Family members mourn a victim of COVID-19 on Dec. 20, 2020. (Al Seib / Los Angeles Times)
California has surpassed 50,000 COVID-19 deaths, a tally that came as Los Angeles County reported a backlog of more than 800 deaths over the autumn-and-winter surge.
The count comes as daily coronavirus cases and COVID-19 deaths have dropped considerably in recent weeks, although some scientists remain concerned about the potential spread of mutant variants that are more contagious and possibly more lethal. While California has the largest number of COVID-19 deaths of any state in the nation, it ranks 32nd among the 50 states and the District of Columbia for COVID-19 deaths on a per capita basis.
The backlog of 806 new COVID-19 deaths in L.A. County, which mostly occurred in December and January, was discovered following extensive checks of death records, Public Health Director Barbara Ferrer said Wednesday.
“This was a period, as you all know, where very many deaths occurred across the county. And not all of them were reported to [the Department of] Public Health because of the volume of records.”
The county typically identifies COVID-19 deaths by daily death reports from healthcare providers. But the county also does an audit of causes of death listed on death certificates, where the 806 additional deaths were found.
“The 806 deaths being reported today reflect those COVID-associated deaths that occurred during the surge that were not reported to [the Department of] Public Health through the death report form, but they were identified subsequently through our death certificate review, and we always do these reviews,” Ferrer said.

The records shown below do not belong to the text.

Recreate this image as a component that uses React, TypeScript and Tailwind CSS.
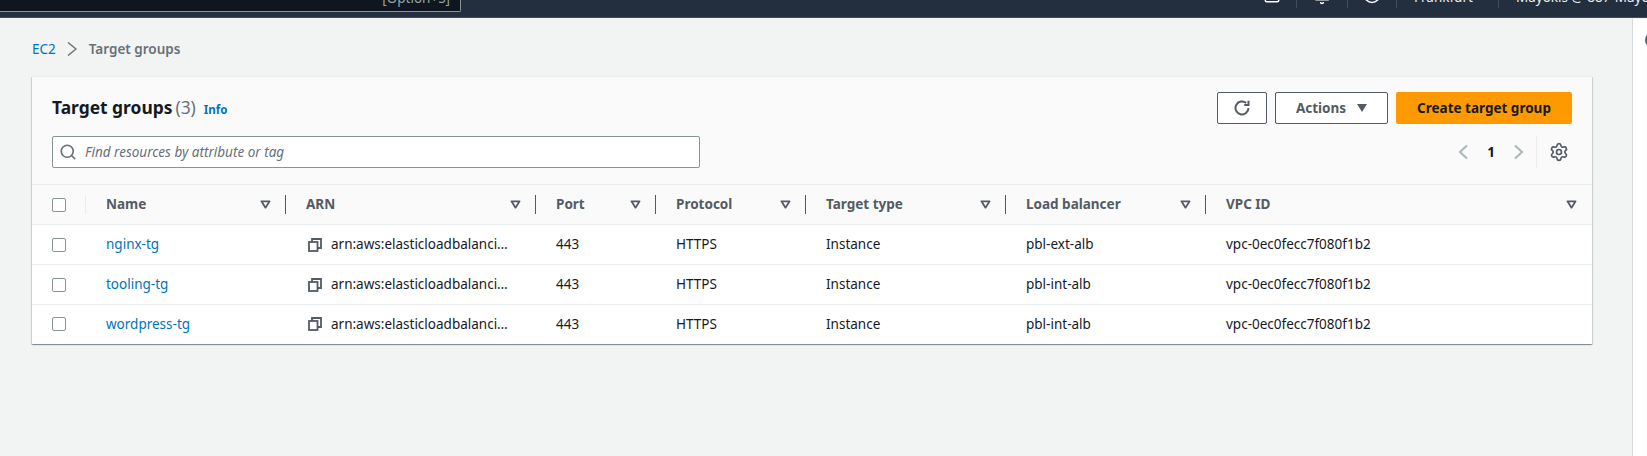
import { Bell, CircleHelp, Search, Settings, SquareTerminal } from "lucide-react";

interface TargetGroup {
  name: string;
  loadBalancer: string;
}

const targetGroups: TargetGroup[] = [
  { name: "nginx-tg", loadBalancer: "pbl-ext-alb" },
  { name: "tooling-tg", loadBalancer: "pbl-int-alb" },
  { name: "wordpress-tg", loadBalancer: "pbl-int-alb" },
];

const columns = ["Name", "ARN", "Port", "Protocol", "Target type", "Load balancer"];

function SortIcon() {
  return (
    <svg width="11" height="9" viewBox="0 0 12 10" fill="none" className="shrink-0">
      <path d="M1.5 1.5h9L6 8.5z" stroke="#545b64" strokeWidth="2" strokeLinejoin="round" />
    </svg>
  );
}

function CopyIcon() {
  return (
    <svg width="14" height="14" viewBox="0 0 14 14" fill="none" className="shrink-0" stroke="#545b64" strokeWidth="1.8">
      <rect x="1" y="4" width="8.5" height="9" />
      <path d="M4 4V1h9v9H9.5" />
    </svg>
  );
}

function Chevron({ flip }: { flip?: boolean }) {
  return (
    <svg width="10" height="16" viewBox="0 0 10 16" fill="none" className={flip ? "rotate-180" : ""}>
      <path d="M9 1.5 2 8l7 6.5" stroke="#aab7b8" strokeWidth="2" />
    </svg>
  );
}

function Checkbox() {
  return <div className="h-[14px] w-[14px] rounded-[2px] border border-[#879596] bg-white" />;
}

function TopBar() {
  return (
    <header className="flex h-[18px] justify-between overflow-hidden border-b border-[#414d5c] bg-[#232f3e] text-[13.5px] text-[#eaeded]">
      <div className="flex h-[12px] w-[461px] justify-end overflow-hidden rounded-br-[2px] border-r border-b border-[#879596] bg-[#0f1620] pr-[10px] text-[#95a5a6]">
        <span className="-mt-[12px] leading-5">[Option+S]</span>
      </div>
      <div className="flex">
        <div className="flex h-[8px] w-[50px] justify-center border-r border-[#414d5c]">
          <SquareTerminal size={18} className="-mt-[14px] text-white" />
        </div>
        <div className="flex h-[8px] w-[51px] justify-center border-r border-[#414d5c]">
          <Bell size={18} className="-mt-[13px] text-white" />
        </div>
        <div className="flex h-[8px] w-[49px] justify-center border-r border-[#414d5c]">
          <CircleHelp size={18} className="-mt-[14px] text-white" />
        </div>
        <div className="h-[8px] w-[102px] border-r border-[#414d5c] pl-[17px]">
          <div className="-mt-[13px] leading-5">Frankfurt</div>
        </div>
        <div className="h-[8px] w-[148px] pl-[17px]">
          <div className="-mt-[13px] leading-5 whitespace-nowrap">Mayokis @ 887-Mayor</div>
        </div>
      </div>
    </header>
  );
}

function CardHeader() {
  return (
    <div className="px-5 pt-[15px] pb-4">
      <div className="flex h-8 items-center justify-between">
        <div className="flex items-baseline pb-[2px]">
          <h1 className="text-[17.4px] leading-6 font-bold text-[#16191f]">Target groups</h1>
          <span className="ml-[3px] text-[17.4px] leading-6 text-[#687078]">(3)</span>
          <a className="ml-2 text-[11.5px] font-bold text-[#0073bb]">Info</a>
        </div>
        <div className="flex gap-2">
          <button type="button" className="flex h-8 w-[50px] items-center justify-center rounded-[2px] border border-[#545b64] bg-white">
            <svg width="16" height="16" viewBox="0 0 16 16" fill="none" stroke="#545b64" strokeWidth="2">
              <path d="M14.5 8a6.5 6.5 0 1 1-2.3-5" />
              <path d="M14.5 .8V5h-4.2" />
            </svg>
          </button>
          <button type="button" className="flex h-8 w-[113px] items-center justify-center gap-[11px] rounded-[2px] border border-[#545b64] bg-white text-[13.5px] font-bold text-[#545b64]">
            Actions
            <svg width="10" height="8" viewBox="0 0 10 8" fill="#545b64">
              <path d="M0 0h10L5 8z" />
            </svg>
          </button>
          <button type="button" className="h-8 w-[176px] rounded-[2px] bg-[#ff9900] text-[13.5px] font-bold text-[#16191f]">
            Create target group
          </button>
        </div>
      </div>
      <div className="mt-3 flex h-8 items-center justify-between">
        <div className="flex h-8 w-[648px] items-center gap-2 rounded-[2px] border border-[#879596] bg-white pl-[6px]">
          <Search size={18} strokeWidth={2.2} className="text-[#687078]" />
          <span className="pt-px text-[13.5px] text-[#687078] italic">Find resources by attribute or tag</span>
        </div>
        <div className="flex items-center">
          <Chevron />
          <span className="w-[46px] text-center text-[13.5px] font-bold text-[#16191f]">1</span>
          <Chevron flip />
          <div className="mr-3 ml-3 h-8 border-r border-[#eaeded]" />
          <Settings size={20} strokeWidth={2} className="mr-[3px] text-[#545b64]" />
        </div>
      </div>
    </div>
  );
}

function TargetGroupsTable() {
  return (
    <table className="w-full table-fixed border-collapse text-[13.5px]">
      <colgroup>
        <col className="w-[54px]" />
        <col className="w-[200px]" />
        <col className="w-[250px]" />
        <col className="w-[120px]" />
        <col className="w-[150px]" />
        <col className="w-[200px]" />
        <col className="w-[200px]" />
        <col />
      </colgroup>
      <thead>
        <tr className="h-10 border-y border-[#eaeded] bg-[#fafafa] text-left font-bold text-[#545b64]">
          <th className="p-0">
            <div className="flex h-[19px] items-center border-r border-[#eaeded] pl-5">
              <Checkbox />
            </div>
          </th>
          {columns.map((column) => (
            <th key={column} className="p-0 font-bold">
              <div className="flex h-[19px] items-center justify-between border-r border-[#545b64] pr-[14px] pl-5">
                {column}
                <SortIcon />
              </div>
            </th>
          ))}
          <th className="p-0 font-bold">
            <div className="flex h-[19px] items-center justify-between pr-[15px] pl-5">
              VPC ID
              <SortIcon />
            </div>
          </th>
        </tr>
      </thead>
      <tbody className="bg-white text-[#16191f]">
        {targetGroups.map((group) => (
          <tr key={group.name} className="h-10 border-b border-[#eaeded] last:h-[39px] last:border-b-0">
            <td className="pl-5">
              <Checkbox />
            </td>
            <td className="pl-5 text-[#0073bb]">{group.name}</td>
            <td className="pl-[22px]">
              <div className="flex items-center gap-[9px]">
                <CopyIcon />
                <span className="whitespace-nowrap">arn:aws:elasticloadbalanci…</span>
              </div>
            </td>
            <td className="pl-5">443</td>
            <td className="pl-5">HTTPS</td>
            <td className="pl-5">Instance</td>
            <td className="pl-5">{group.loadBalancer}</td>
            <td className="pl-5">vpc-0ec0fecc7f080f1b2</td>
          </tr>
        ))}
      </tbody>
    </table>
  );
}

export default function App() {
  return (
    <div className="flex h-[456px] flex-col overflow-hidden bg-[#f2f3f3] font-['Noto_Sans',sans-serif]">
      <TopBar />
      <div className="flex flex-1">
        <main className="flex-1 pt-[21px] pr-10 pl-8">
          <nav className="mb-[17px] flex h-5 items-center text-[13.5px]">
            <a className="text-[#0073bb]">EC2</a>
            <svg width="10" height="14" viewBox="0 0 10 14" fill="none" className="mr-3 ml-[11px]">
              <path d="M1 .5 9 7l-8 6.5" stroke="#687078" strokeWidth="1.4" />
            </svg>
            <span className="font-semibold text-[#687078]">Target groups</span>
          </nav>
          <section className="overflow-hidden rounded-t-[1px] border-t border-[#eaeded] bg-[#fafafa] shadow-[0_1px_1px_0_rgba(0,28,36,0.3),1px_1px_1px_0_rgba(0,28,36,0.15),-1px_1px_1px_0_rgba(0,28,36,0.15)]">
            <CardHeader />
            <TargetGroupsTable />
          </section>
        </main>
        <aside className="mt-px w-[15px] overflow-hidden border-l border-[#d5dbdb] bg-white pt-[13px] pl-[12px]">
          <div className="h-4 w-4 rounded-full border-2 border-[#545b64]" />
        </aside>
      </div>
    </div>
  );
}
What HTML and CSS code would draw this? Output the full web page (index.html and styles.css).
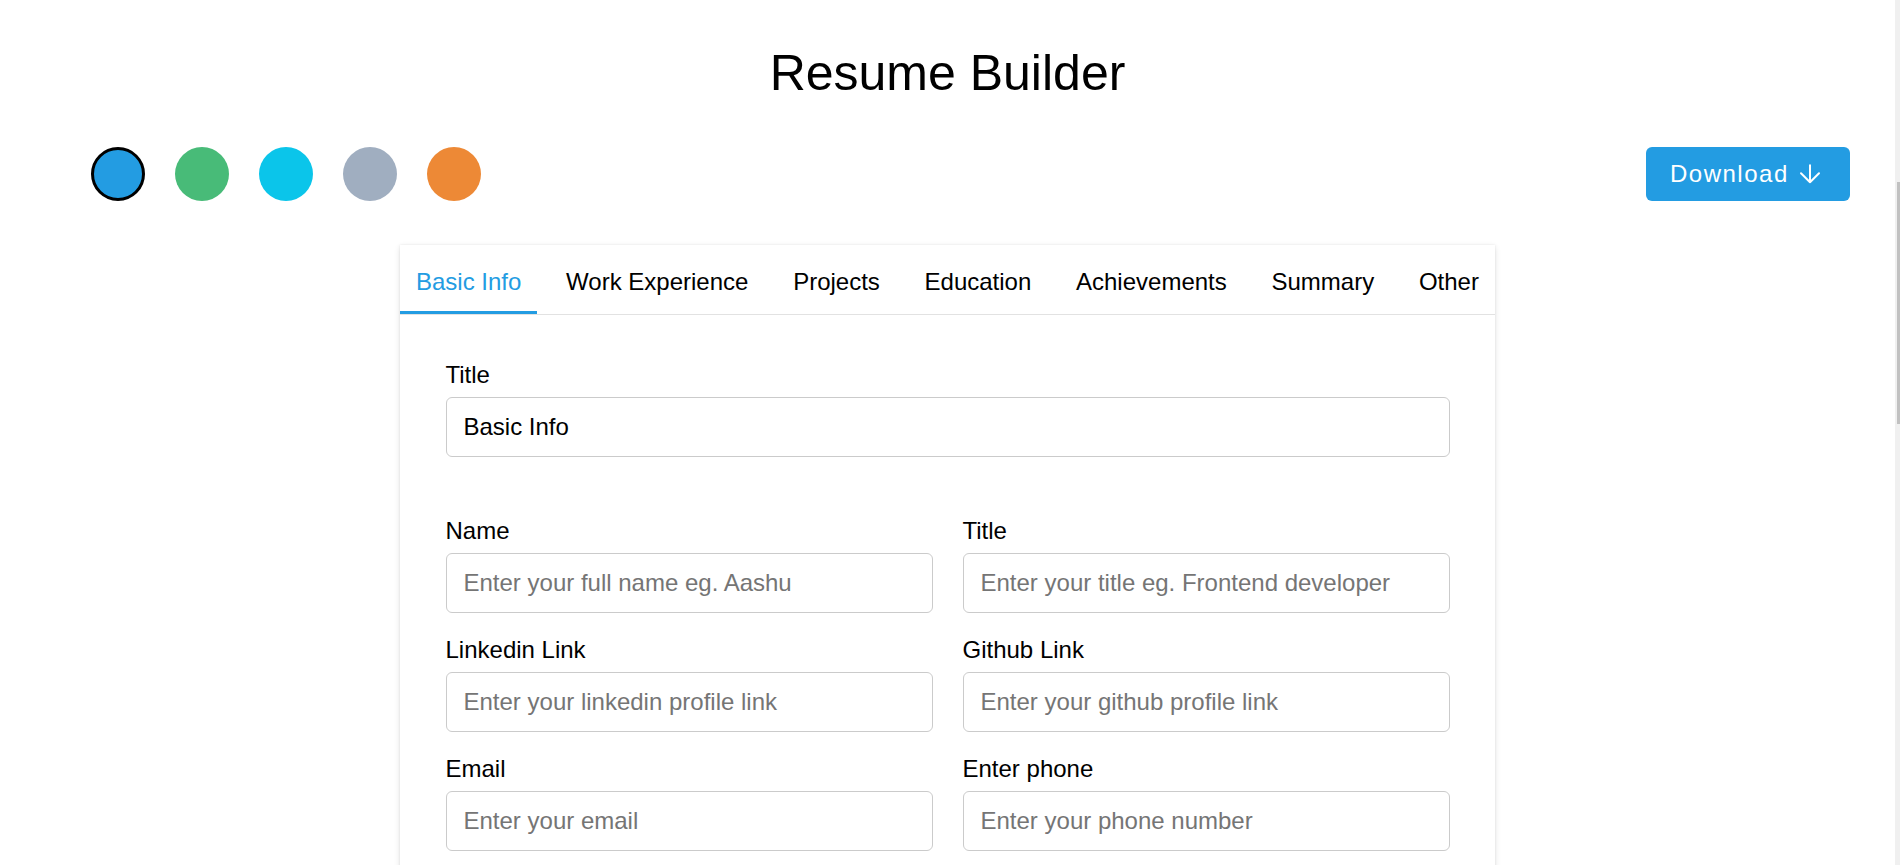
FILE: index.html
```html
<!DOCTYPE html>
<html lang="en">
<head>
<meta charset="utf-8">
<title>Resume Builder</title>
<link rel="stylesheet" href="styles.css">
</head>
<body>
  <div class="page">
    <header class="app-header">
      <h1 class="app-title">Resume Builder</h1>
    </header>

    <div class="toolbar">
      <div class="swatches">
        <span class="swatch swatch-blue active"></span>
        <span class="swatch swatch-green"></span>
        <span class="swatch swatch-cyan"></span>
        <span class="swatch swatch-gray"></span>
        <span class="swatch swatch-orange"></span>
      </div>
      <button class="download-btn" type="button">
        <span>Download</span>
        <svg class="download-icon" width="22" height="20" viewBox="0 0 22 20" aria-hidden="true">
          <path d="M11 1.2V18.2M2 9.2l9 9 9-9" fill="none" stroke="#fff" stroke-width="2" stroke-linecap="round" stroke-linejoin="round"/>
        </svg>
      </button>
    </div>

    <main class="editor">
      <section class="card">
        <nav class="tabs">
          <button class="tab active" type="button">Basic Info</button>
          <button class="tab" type="button">Work Experience</button>
          <button class="tab" type="button">Projects</button>
          <button class="tab" type="button">Education</button>
          <button class="tab" type="button">Achievements</button>
          <button class="tab" type="button">Summary</button>
          <button class="tab" type="button">Other</button>
        </nav>
        <div class="card-body">
          <div class="field">
            <label class="field-label">Title</label>
            <input class="field-input" type="text" value="Basic Info">
          </div>
          <div class="form-grid">
            <div class="field">
              <label class="field-label">Name</label>
              <input class="field-input" type="text" placeholder="Enter your full name eg. Aashu">
            </div>
            <div class="field">
              <label class="field-label">Title</label>
              <input class="field-input" type="text" placeholder="Enter your title eg. Frontend developer">
            </div>
            <div class="field">
              <label class="field-label">Linkedin Link</label>
              <input class="field-input" type="text" placeholder="Enter your linkedin profile link">
            </div>
            <div class="field">
              <label class="field-label">Github Link</label>
              <input class="field-input" type="text" placeholder="Enter your github profile link">
            </div>
            <div class="field">
              <label class="field-label">Email</label>
              <input class="field-input" type="text" placeholder="Enter your email">
            </div>
            <div class="field">
              <label class="field-label">Enter phone</label>
              <input class="field-input" type="text" placeholder="Enter your phone number">
            </div>
          </div>
        </div>
      </section>
    </main>
  </div>

  <div class="scroll-rail" aria-hidden="true">
    <div class="scroll-thumb"></div>
  </div>
</body>
</html>
```

FILE: styles.css
```css
html, body {
  margin: 0;
  padding: 0;
}

body {
  font-family: "Liberation Sans", Arial, sans-serif;
  color: #000;
  background: #fff;
}

.page {
  margin-right: 5px;
}

/* thin page scrollbar overlay at the right edge */
.scroll-rail {
  position: fixed;
  top: 0;
  right: 0;
  bottom: 0;
  width: 5px;
  background: #f0f0f0;
}
.scroll-thumb {
  position: absolute;
  top: 182px;
  right: 0;
  width: 3px;
  height: 242px;
  background: #c1c1c1;
}

.app-title {
  margin: 0;
  padding-top: 44px;
  font-size: 50px;
  line-height: 58px;
  font-weight: 400;
  text-align: center;
}

.toolbar {
  margin-top: 45px;
  height: 54px;
  display: flex;
  align-items: center;
  justify-content: space-between;
  padding: 0 45px 0 91px;
}

.swatches {
  display: flex;
  gap: 30px;
}

.swatch {
  width: 54px;
  height: 54px;
  border-radius: 50%;
  box-sizing: border-box;
  display: block;
}
.swatch.active { border: 3px solid #000; }
.swatch-blue { background: #239ce2; }
.swatch-green { background: #48bb78; }
.swatch-cyan { background: #0bc5ea; }
.swatch-gray { background: #a0aec0; }
.swatch-orange { background: #ed8936; }

.download-btn {
  width: 204px;
  height: 54px;
  box-sizing: border-box;
  display: flex;
  align-items: center;
  gap: 10px;
  padding: 0 0 0 24px;
  border: 0;
  border-radius: 6px;
  background: #239ce2;
  color: #fff;
  font-family: inherit;
  font-size: 24px;
  letter-spacing: 1.5px;
  cursor: pointer;
}
.download-icon { display: block; flex: none; }

.editor {
  margin-top: 44px;
  display: flex;
  justify-content: center;
}

.card {
  width: 1095px;
  background: #fff;
  box-shadow: 0 2px 6px rgba(0, 0, 0, 0.12), 0 0 2px rgba(0, 0, 0, 0.08);
}

.tabs {
  display: flex;
  justify-content: space-between;
  border-bottom: 1px solid #e2e2e2;
}

.tab {
  font-family: inherit;
  font-size: 24px;
  line-height: 28px;
  padding: 23px 16px 15px;
  border: 0;
  border-bottom: 3px solid transparent;
  background: none;
  color: #000;
  cursor: pointer;
}
.tab.active {
  color: #239ce2;
  border-bottom-color: #239ce2;
}

.card-body {
  padding: 46px 45.5px 45px;
}

.field-label {
  display: block;
  font-size: 24px;
  line-height: 28px;
  margin-bottom: 8px;
}

.field-input {
  display: block;
  box-sizing: border-box;
  width: 100%;
  height: 60px;
  padding: 0 17px;
  border: 1px solid #cbcbcb;
  border-radius: 6px;
  font-family: inherit;
  font-size: 24px;
  color: #000;
  background: #fff;
  outline: none;
}
.field-input::placeholder { color: #757575; }

.form-grid {
  margin-top: 60px;
  display: grid;
  grid-template-columns: 1fr 1fr;
  column-gap: 30px;
  row-gap: 23px;
}
```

The 806 additional COVID-19 deaths account for about 8% of the new total of COVID-19 deaths that occurred in L.A. County in December and January, she added.
“It is heartbreaking to report on this large number of additional deaths associated with COVID-19. And it’s a devastating reminder of the terrible toll the winter surge has taken on so many families across the county,” Ferrer said.
News of the bleak record came as officials were investigating a cluster of four coronavirus cases at USC, two of which are confirmed to be the more contagious and potentially more deadly variant first identified in Britain, B.1.1.7.
The two other cases tied to this cluster are still awaiting lab confirmation, Ferrer said.
“All of these cases were detected as part of USC’s routine testing and surveillance program,” Ferrer said Wednesday. “The individuals are doing well, and they’re in isolation. Close contacts have been identified, notified and they are in quarantine.”
Scientific research does suggest that the currently available COVID-19 vaccines are effective against the U.K. variant.
“But with vaccine supply still very limited, the local transmission of the potentially more infectious U.K. variant underscores the need for every one of our residents to continue to use every tool we have to prevent transmission,” Ferrer said, “including not gathering with people you don’t live with, and distancing and masking whenever you’re out of your home and around others.”
There are now 18 confirmed cases of the U.K. variant in L.A. County; more than 200 in California and more than 1,800 nationwide, with 45 states reporting cases.
Another variant of concern, first identified in South Africa, B.1.351, has not been identified in L.A. County, but has been identified in the Bay Area, which has the only two confirmed cases in California — one in Santa Clara County, and the other in Alameda County. The South African variant has been reported in 46 cases nationwide in 14 states.
A variant related to the South African strain, P.1, first identified in Brazil, has not been identified in California but has been identified in four states nationwide in five people. But another Brazilian strain, P.2., has been identified in a sample from the Bay Area.
This week, researchers at UC San Francisco disclosed new information about the homegrown California variant, named B.1.427/B.1.429, which includes a worrisome mutation dubbed L452R.
New research strongly suggests that the coronavirus strain now dominant in California not only spreads more readily than its predecessors, but also has the ability to evade antibodies generated by COVID-19 vaccines or prior infection. It’s also associated with more severe illness and death.
Those attributes have some scientists worried that the homegrown variant could reverse California’s recent progress in reducing new infections — especially if it’s able to swap mutations with other threatening strains. Experts said it underscores the need to vaccinate people as quickly as possible and to continue wearing masks, maintain social distance and follow other public health precautions as the state begins to reopen more.
By the end of next month, the homegrown B.1.427/B.1.429 strain will probably account for 90% of the state’s coronavirus infections, said Dr. Charles Chiu, an infectious-disease researcher and physician at UC San Francisco.
Ferrer said that 40% to 50% of the coronavirus samples sequenced in the L.A. County public health lab since December contain the L452R mutation.